Hi! My name is Mo, and I’m super gay!
Being loud and proud can be a tricky thing for an introvert. I’m a private person by nature, and whenever I find myself in a crowd of strangers (a scenario I actively avoid at all costs), my first instinct is to find a quiet, out of the way corner where I can sit and breathe and be left alone. In moments like this, I wish to be invisible.
Kate and I recently returned from our yearly trip to Nova Scotia. This was our first visit as wives! My family is always extremely warm to Kate (if you ask me, they could stand to tone it down a bit), but the area I’m from is rural and extremely small. I’m never confident of how non-relatives will interpret us. I don’t expect harassment, necessarily, but I do prepare myself for mild confusion and inappropriate questions.
The Mrs and I aren’t big on PDA in front of strangers. I think that’s equal parts introversion and queer nervousness. If we’re out together and we’re not holding hands or touching, I can understand someone not immediately guessing that we’re a couple.
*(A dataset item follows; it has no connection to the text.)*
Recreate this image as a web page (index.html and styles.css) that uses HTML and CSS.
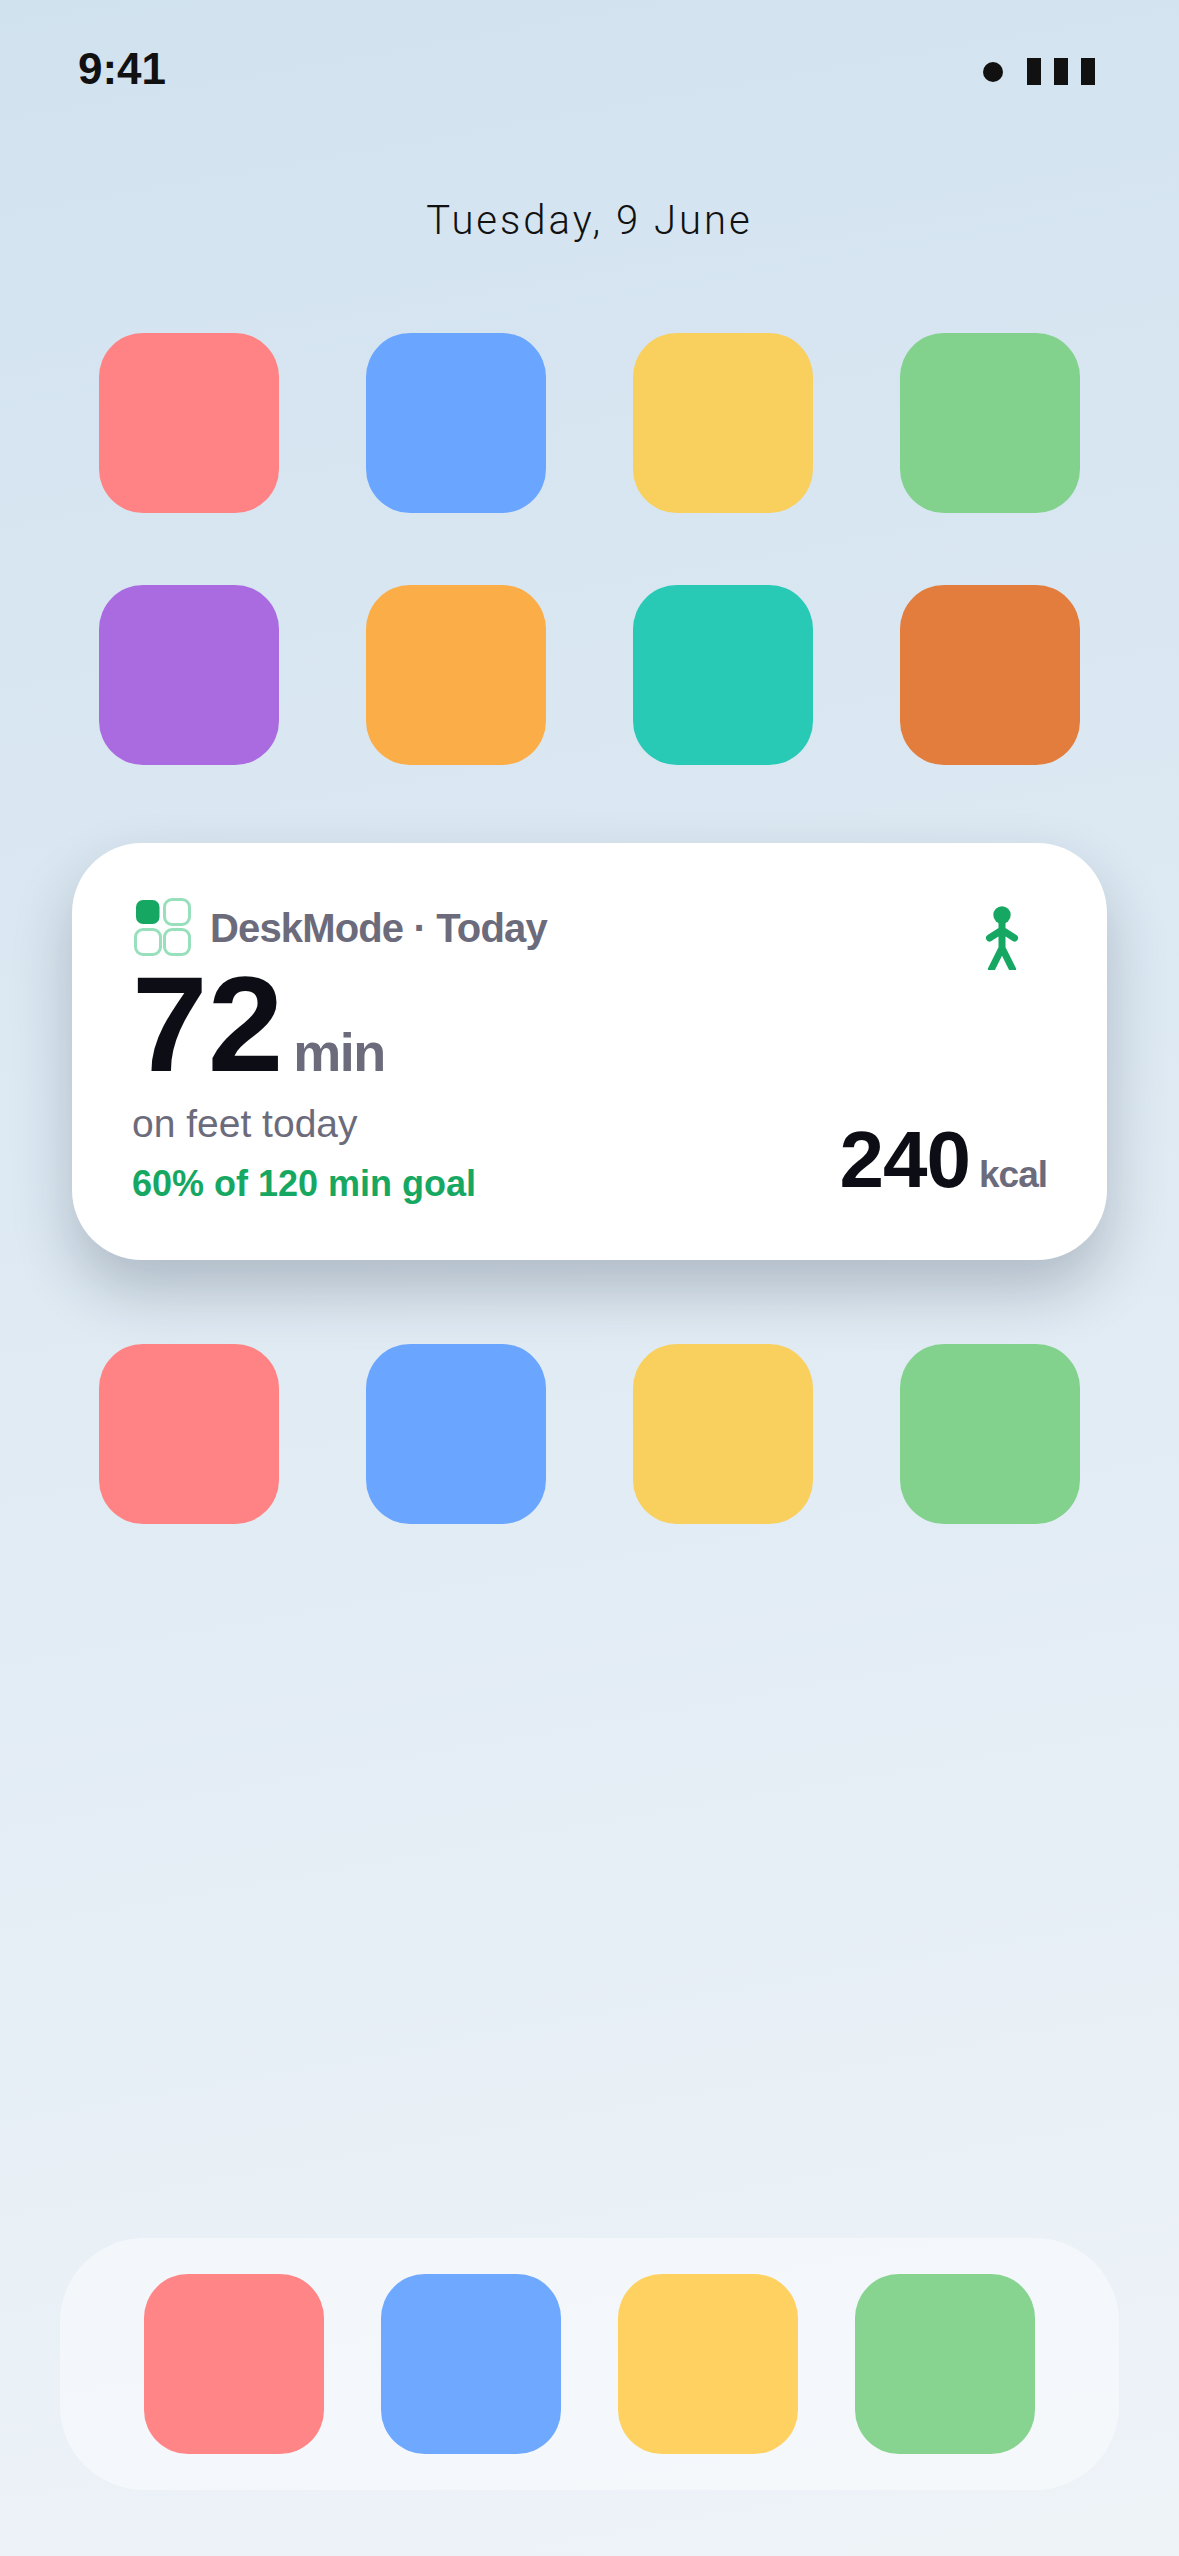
FILE: index.html
```html
<!DOCTYPE html>
<html lang="en">
<head>
    <meta charset="UTF-8">
    <meta name="viewport" content="width=device-width, initial-scale=1.0">
    <title>Home Screen</title>
    <link rel="stylesheet" href="styles.css">
</head>
<body>
    <div class="status-bar">
        <span class="status-time">9:41</span>
        <div class="status-icons">
            <span class="status-dot"></span>
            <div class="status-bars">
                <span class="status-bar-item"></span>
                <span class="status-bar-item"></span>
                <span class="status-bar-item"></span>
            </div>
        </div>
    </div>

    <div class="date">Tuesday, 9 June</div>

    <div class="app-grid">
        <div class="app app-red"></div>
        <div class="app app-blue"></div>
        <div class="app app-yellow"></div>
        <div class="app app-green"></div>
        <div class="app app-purple"></div>
        <div class="app app-orange"></div>
        <div class="app app-teal"></div>
        <div class="app app-rust"></div>
    </div>

    <div class="widget">
        <div class="widget-header">
            <div class="widget-brand">
                <svg class="brand-logo" viewBox="0 0 60 60" aria-hidden="true">
                    <rect x="4" y="3" width="23.500" height="24" rx="7" fill="#16a862"/>
                    <rect x="32.500" y="2.500" width="25" height="25" rx="7.500" fill="none" stroke="#98dfbc" stroke-width="3"/>
                    <rect x="3.500" y="32.500" width="25" height="25" rx="7.500" fill="none" stroke="#98dfbc" stroke-width="3"/>
                    <rect x="32.500" y="32.500" width="25" height="25" rx="7.500" fill="none" stroke="#98dfbc" stroke-width="3"/>
                </svg>
                <span class="widget-title">DeskMode · Today</span>
            </div>
            <!-- walking figure -->
            <svg class="walker" viewBox="0 0 60 72" aria-hidden="true">
                <circle cx="30" cy="17" r="8.700" fill="#16a862"/>
                <path d="M30 20V51M17.500 40L30 32L42.500 40M19.500 71L30 50L40.500 71" fill="none" stroke="#16a862" stroke-width="7" stroke-linecap="round" stroke-linejoin="round"/>
            </svg>
        </div>

        <div class="widget-main">
            <span class="main-value">72</span>
            <span class="main-unit">min</span>
        </div>

        <div class="widget-footer">
            <div class="footer-left">
                <div class="footer-label">on feet today</div>
                <div class="footer-goal">60% of 120 min goal</div>
            </div>
            <div class="footer-right">
                <span class="kcal-value">240</span>
                <span class="kcal-unit">kcal</span>
            </div>
        </div>
    </div>

    <div class="app-row">
        <div class="app app-red"></div>
        <div class="app app-blue"></div>
        <div class="app app-yellow"></div>
        <div class="app app-green"></div>
    </div>

    <div class="dock">
        <div class="app dock-red"></div>
        <div class="app dock-blue"></div>
        <div class="app dock-yellow"></div>
        <div class="app dock-green"></div>
    </div>
</body>
</html>
```

FILE: styles.css
```css
* {
    margin: 0;
    padding: 0;
    box-sizing: border-box;
}

body {
    width: 1179px;
    height: 2556px;
    overflow: hidden;
    display: flex;
    flex-direction: column;
    font-family: 'Liberation Sans', Arial, sans-serif;
    background: linear-gradient(170deg, #d1e2ef 0%, #eef3f8 100%);
}

.status-bar {
    height: 91px;
    padding: 47px 84px 0 78px;
    display: flex;
    justify-content: space-between;
    align-items: flex-start;
}

.status-time {
    font-size: 44px;
    line-height: 44px;
    font-weight: bold;
    color: #111111;
}

.status-icons {
    display: flex;
    align-items: center;
    gap: 24px;
    margin-top: 11px;
}

.status-dot {
    width: 20px;
    height: 20px;
    border-radius: 50%;
    background: #111111;
}

.status-bars {
    display: flex;
    gap: 13px;
}

.status-bar-item {
    width: 14px;
    height: 27px;
    background: #111111;
}

.date {
    margin-top: 110px;
    font-family: Roboto, 'Liberation Sans', sans-serif;
    font-size: 40px;
    line-height: 40px;
    font-weight: 300;
    letter-spacing: 3px;
    text-align: center;
    color: #111111;
}

.app-grid {
    margin-top: 92px;
    padding: 0 99px;
    display: grid;
    grid-template-columns: repeat(4, 180px);
    column-gap: 87px;
    row-gap: 72px;
}

.app {
    width: 180px;
    height: 180px;
    border-radius: 44px;
}

.app-red { background: #ff8384; }
.app-blue { background: #6aa6ff; }
.app-yellow { background: #f9cf5d; }
.app-green { background: #82d28e; }
.app-purple { background: #ab6be0; }
.app-orange { background: #fbad47; }
.app-teal { background: #28c9b5; }
.app-rust { background: #e27d3d; }

.dock-red { background: #ff8587; }
.dock-blue { background: #6ea9ff; }
.dock-yellow { background: #ffd160; }
.dock-green { background: #86d48f; }

.widget {
    margin: 78px 72px 0;
    padding: 54px 60px 58px;
    background: #ffffff;
    border-radius: 70px;
    box-shadow: 0 30px 60px rgba(20, 35, 50, 0.24);
}

.widget-header {
    display: flex;
    justify-content: space-between;
    align-items: flex-start;
    height: 60px;
}

.widget-brand {
    display: flex;
    align-items: center;
    gap: 18px;
}

.brand-logo {
    width: 60px;
    height: 60px;
}

.widget-title {
    font-size: 40px;
    line-height: 40px;
    font-weight: bold;
    letter-spacing: -0.85px;
    color: #6b6b7b;
    margin-top: 2px;
}

.walker {
    width: 60px;
    height: 72px;
    margin-right: 15px;
    margin-top: 1px;
}

.widget-main {
    display: flex;
    align-items: baseline;
    gap: 10px;
    height: 134px;
}

.main-value {
    font-size: 136px;
    line-height: 134px;
    font-weight: bold;
    color: #0d0d16;
}

.main-unit {
    font-size: 54px;
    line-height: 54px;
    font-weight: bold;
    letter-spacing: -1.5px;
    color: #6b6b7b;
}

.widget-footer {
    display: flex;
    justify-content: space-between;
    align-items: flex-end;
    margin-top: 14px;
}

.footer-label {
    font-size: 39px;
    line-height: 38px;
    color: #6b6b7b;
}

.footer-goal {
    margin-top: 23px;
    font-size: 36px;
    line-height: 36px;
    font-weight: bold;
    color: #16a862;
}

.footer-right {
    display: flex;
    align-items: baseline;
    gap: 9px;
    margin-bottom: 2px;
}

.kcal-value {
    font-size: 80px;
    line-height: 80px;
    font-weight: bold;
    letter-spacing: -1px;
    color: #0d0d16;
}

.kcal-unit {
    font-size: 37px;
    line-height: 36px;
    font-weight: bold;
    letter-spacing: -1px;
    color: #6b6b7b;
}

.app-row {
    margin-top: 84px;
    padding: 0 99px;
    display: flex;
    gap: 87px;
}

.dock {
    margin: auto 60px 66px;
    height: 252px;
    padding: 36px 84px;
    display: flex;
    gap: 57px;
    border-radius: 84px;
    background: rgba(255, 255, 255, 0.45);
}
```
But sometimes people don’t clue in even when I’ve explicitly spelled it out. When this happens, it comes across as selective hearing, and that sort of bums me out. Continue reading “#YHZ – Spelling It Out”
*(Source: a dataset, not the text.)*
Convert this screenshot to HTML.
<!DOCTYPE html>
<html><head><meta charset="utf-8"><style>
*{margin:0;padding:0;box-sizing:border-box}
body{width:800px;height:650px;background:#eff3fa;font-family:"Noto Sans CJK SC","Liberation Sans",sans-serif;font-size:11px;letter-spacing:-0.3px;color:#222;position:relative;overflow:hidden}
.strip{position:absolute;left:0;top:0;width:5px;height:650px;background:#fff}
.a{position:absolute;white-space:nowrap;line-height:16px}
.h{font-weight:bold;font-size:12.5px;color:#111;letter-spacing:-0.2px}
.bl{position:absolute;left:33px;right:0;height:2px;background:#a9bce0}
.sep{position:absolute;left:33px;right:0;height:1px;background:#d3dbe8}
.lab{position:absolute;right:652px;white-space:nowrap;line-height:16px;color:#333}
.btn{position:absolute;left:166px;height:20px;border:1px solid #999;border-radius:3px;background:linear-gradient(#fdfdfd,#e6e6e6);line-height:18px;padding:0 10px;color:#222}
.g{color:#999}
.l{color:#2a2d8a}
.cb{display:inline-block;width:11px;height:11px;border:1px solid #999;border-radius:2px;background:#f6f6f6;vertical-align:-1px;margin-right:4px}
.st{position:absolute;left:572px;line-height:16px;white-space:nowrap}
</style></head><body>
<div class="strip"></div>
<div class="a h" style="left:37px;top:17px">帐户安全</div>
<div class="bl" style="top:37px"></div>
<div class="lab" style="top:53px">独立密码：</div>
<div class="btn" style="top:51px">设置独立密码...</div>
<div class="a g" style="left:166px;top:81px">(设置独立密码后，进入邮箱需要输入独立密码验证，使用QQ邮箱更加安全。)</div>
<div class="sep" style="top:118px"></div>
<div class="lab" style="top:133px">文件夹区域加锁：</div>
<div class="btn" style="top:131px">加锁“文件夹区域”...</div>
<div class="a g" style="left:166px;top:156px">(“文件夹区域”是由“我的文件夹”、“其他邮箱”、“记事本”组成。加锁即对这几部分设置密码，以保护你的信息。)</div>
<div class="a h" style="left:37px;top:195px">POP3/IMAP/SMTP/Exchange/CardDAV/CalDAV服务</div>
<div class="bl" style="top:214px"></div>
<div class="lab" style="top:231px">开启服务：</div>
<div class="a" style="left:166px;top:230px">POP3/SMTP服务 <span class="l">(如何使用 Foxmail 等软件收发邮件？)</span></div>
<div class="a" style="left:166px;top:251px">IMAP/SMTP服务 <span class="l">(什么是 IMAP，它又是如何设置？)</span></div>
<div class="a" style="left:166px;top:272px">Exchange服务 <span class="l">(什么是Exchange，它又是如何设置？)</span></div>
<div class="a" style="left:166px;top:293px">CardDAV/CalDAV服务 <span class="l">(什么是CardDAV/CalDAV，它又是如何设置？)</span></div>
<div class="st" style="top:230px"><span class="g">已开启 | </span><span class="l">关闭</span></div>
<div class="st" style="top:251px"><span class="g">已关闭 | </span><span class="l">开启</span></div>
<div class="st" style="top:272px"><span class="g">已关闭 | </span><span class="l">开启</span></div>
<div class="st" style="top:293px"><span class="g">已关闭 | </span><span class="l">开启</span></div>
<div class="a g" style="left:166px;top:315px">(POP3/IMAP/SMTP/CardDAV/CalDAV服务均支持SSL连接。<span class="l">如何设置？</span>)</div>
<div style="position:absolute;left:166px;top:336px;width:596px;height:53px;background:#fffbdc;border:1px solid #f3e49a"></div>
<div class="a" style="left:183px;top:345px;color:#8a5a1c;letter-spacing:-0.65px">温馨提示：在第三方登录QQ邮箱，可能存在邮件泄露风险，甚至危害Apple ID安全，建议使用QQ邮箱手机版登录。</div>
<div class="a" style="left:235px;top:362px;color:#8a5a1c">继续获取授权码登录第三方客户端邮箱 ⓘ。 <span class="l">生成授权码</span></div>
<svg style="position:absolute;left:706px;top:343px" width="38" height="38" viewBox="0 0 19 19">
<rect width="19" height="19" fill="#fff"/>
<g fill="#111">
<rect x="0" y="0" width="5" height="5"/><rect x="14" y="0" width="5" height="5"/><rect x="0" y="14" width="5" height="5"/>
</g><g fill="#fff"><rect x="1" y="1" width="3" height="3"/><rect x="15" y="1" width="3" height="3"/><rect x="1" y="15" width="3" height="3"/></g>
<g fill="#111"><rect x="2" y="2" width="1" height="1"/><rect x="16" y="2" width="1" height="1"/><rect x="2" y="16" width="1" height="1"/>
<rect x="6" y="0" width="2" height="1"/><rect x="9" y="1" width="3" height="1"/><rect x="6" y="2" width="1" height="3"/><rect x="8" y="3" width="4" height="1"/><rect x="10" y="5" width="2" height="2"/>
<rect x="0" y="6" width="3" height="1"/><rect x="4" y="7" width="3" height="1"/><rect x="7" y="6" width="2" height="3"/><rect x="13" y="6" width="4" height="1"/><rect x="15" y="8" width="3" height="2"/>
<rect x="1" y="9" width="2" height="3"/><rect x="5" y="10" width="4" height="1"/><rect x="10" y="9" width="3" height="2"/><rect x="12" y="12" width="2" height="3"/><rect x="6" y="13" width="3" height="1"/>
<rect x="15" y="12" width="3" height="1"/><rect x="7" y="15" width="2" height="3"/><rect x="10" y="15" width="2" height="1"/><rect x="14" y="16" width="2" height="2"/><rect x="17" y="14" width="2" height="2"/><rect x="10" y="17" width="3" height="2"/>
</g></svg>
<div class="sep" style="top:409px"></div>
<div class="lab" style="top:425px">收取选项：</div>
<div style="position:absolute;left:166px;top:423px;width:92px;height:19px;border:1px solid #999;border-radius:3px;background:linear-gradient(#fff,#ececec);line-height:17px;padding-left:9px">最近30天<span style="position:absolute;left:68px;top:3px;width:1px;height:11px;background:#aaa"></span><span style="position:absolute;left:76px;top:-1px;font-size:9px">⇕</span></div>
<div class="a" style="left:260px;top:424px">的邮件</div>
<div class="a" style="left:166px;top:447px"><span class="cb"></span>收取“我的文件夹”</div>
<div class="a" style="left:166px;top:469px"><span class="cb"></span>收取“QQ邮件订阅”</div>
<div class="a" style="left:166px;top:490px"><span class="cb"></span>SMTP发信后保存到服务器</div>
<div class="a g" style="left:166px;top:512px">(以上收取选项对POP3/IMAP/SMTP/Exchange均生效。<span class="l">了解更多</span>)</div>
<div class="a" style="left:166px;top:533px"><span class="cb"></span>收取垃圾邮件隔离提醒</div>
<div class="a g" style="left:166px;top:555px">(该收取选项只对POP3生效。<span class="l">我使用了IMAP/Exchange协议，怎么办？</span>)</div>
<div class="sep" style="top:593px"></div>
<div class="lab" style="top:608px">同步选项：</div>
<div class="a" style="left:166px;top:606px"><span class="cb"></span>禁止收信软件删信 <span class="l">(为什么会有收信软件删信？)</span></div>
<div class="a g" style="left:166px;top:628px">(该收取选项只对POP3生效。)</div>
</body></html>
(Originally posted on May 12, 2013 at I Dig Your Girlfriend.)
I grew up in a tiny hamlet in rural Nova Scotia. Our backyard was big enough to play baseball in, and we lost more than a few fly balls in the woods behind it. My grandparents lived across the road from us, and aunts, uncles, and cousins were within walking distance. Flowers and blueberries grew wild, and on summer evenings the air sounded like crickets.
The beach was less than a ten-minute drive away. I would spend whole days there with my cousins, braving the cold water and painfully stumbling over uneven rocks to get to the wavy sand that waited for us waist or chest deep. We walked along the shore looking for shells, wearing our towels as skirts and letting the sun dry us. We chatted on damp picnic blankets, crunching slightly sandy potato chips and wishing the juice boxes had stayed cold.
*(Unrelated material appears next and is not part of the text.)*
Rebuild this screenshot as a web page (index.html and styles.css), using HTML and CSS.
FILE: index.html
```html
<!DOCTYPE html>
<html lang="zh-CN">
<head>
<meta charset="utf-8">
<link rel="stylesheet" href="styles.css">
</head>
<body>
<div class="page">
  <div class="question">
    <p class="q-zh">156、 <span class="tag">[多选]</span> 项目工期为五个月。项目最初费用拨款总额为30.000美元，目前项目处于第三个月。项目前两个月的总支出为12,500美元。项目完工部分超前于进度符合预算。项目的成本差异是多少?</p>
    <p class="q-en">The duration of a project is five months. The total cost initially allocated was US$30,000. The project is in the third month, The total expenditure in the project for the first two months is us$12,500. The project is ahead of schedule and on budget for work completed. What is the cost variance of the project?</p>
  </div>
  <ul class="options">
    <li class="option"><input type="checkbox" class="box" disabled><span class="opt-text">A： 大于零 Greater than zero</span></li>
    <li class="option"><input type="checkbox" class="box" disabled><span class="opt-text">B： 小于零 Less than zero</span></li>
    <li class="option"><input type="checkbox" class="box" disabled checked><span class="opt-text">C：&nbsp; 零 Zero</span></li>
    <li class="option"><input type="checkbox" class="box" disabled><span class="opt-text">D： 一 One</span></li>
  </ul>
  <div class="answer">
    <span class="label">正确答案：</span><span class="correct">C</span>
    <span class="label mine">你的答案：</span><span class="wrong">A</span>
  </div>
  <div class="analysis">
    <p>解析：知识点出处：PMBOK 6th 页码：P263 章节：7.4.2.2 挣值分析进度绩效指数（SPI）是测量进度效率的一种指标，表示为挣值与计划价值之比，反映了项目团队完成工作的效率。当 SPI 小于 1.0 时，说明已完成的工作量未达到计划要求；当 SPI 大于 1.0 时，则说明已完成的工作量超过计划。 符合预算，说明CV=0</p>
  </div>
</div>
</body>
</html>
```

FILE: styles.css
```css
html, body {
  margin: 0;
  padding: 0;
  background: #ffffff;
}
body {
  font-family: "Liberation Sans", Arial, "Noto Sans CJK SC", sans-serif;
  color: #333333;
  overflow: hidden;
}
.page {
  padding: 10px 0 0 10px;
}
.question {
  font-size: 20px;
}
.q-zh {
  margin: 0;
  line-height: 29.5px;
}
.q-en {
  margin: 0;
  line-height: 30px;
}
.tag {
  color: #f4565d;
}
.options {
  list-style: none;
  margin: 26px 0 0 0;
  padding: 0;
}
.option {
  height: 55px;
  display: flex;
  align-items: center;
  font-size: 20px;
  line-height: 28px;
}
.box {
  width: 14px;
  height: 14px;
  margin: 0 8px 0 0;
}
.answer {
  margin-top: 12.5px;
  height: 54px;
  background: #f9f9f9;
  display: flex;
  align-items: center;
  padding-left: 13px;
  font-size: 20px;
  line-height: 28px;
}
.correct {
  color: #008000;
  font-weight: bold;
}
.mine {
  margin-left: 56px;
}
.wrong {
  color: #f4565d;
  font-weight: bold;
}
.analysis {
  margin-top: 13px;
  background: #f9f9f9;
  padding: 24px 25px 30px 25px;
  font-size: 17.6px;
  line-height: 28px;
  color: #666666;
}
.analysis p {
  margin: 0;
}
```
Cable TV didn’t become available until I was seven or eight. Sugar cereals (beyond Alpha-Bits and Honeycombs) were almost exotic… we had to go all the way to “town” for those. Strangers weren’t really a thing – on any given Sunday drive, Mom and Dad could tell me who lived in every single house we passed. Whenever we needed a babysitter, my folks had dozens to choose from.
People knew whose kid you were just by looking at you. If you were getting into mischief in the afternoon, your parents knew about it by the time you came home for supper. For better or worse, you really felt like the whole village was raising you. Continue reading “#YHZ – Small Town Homo”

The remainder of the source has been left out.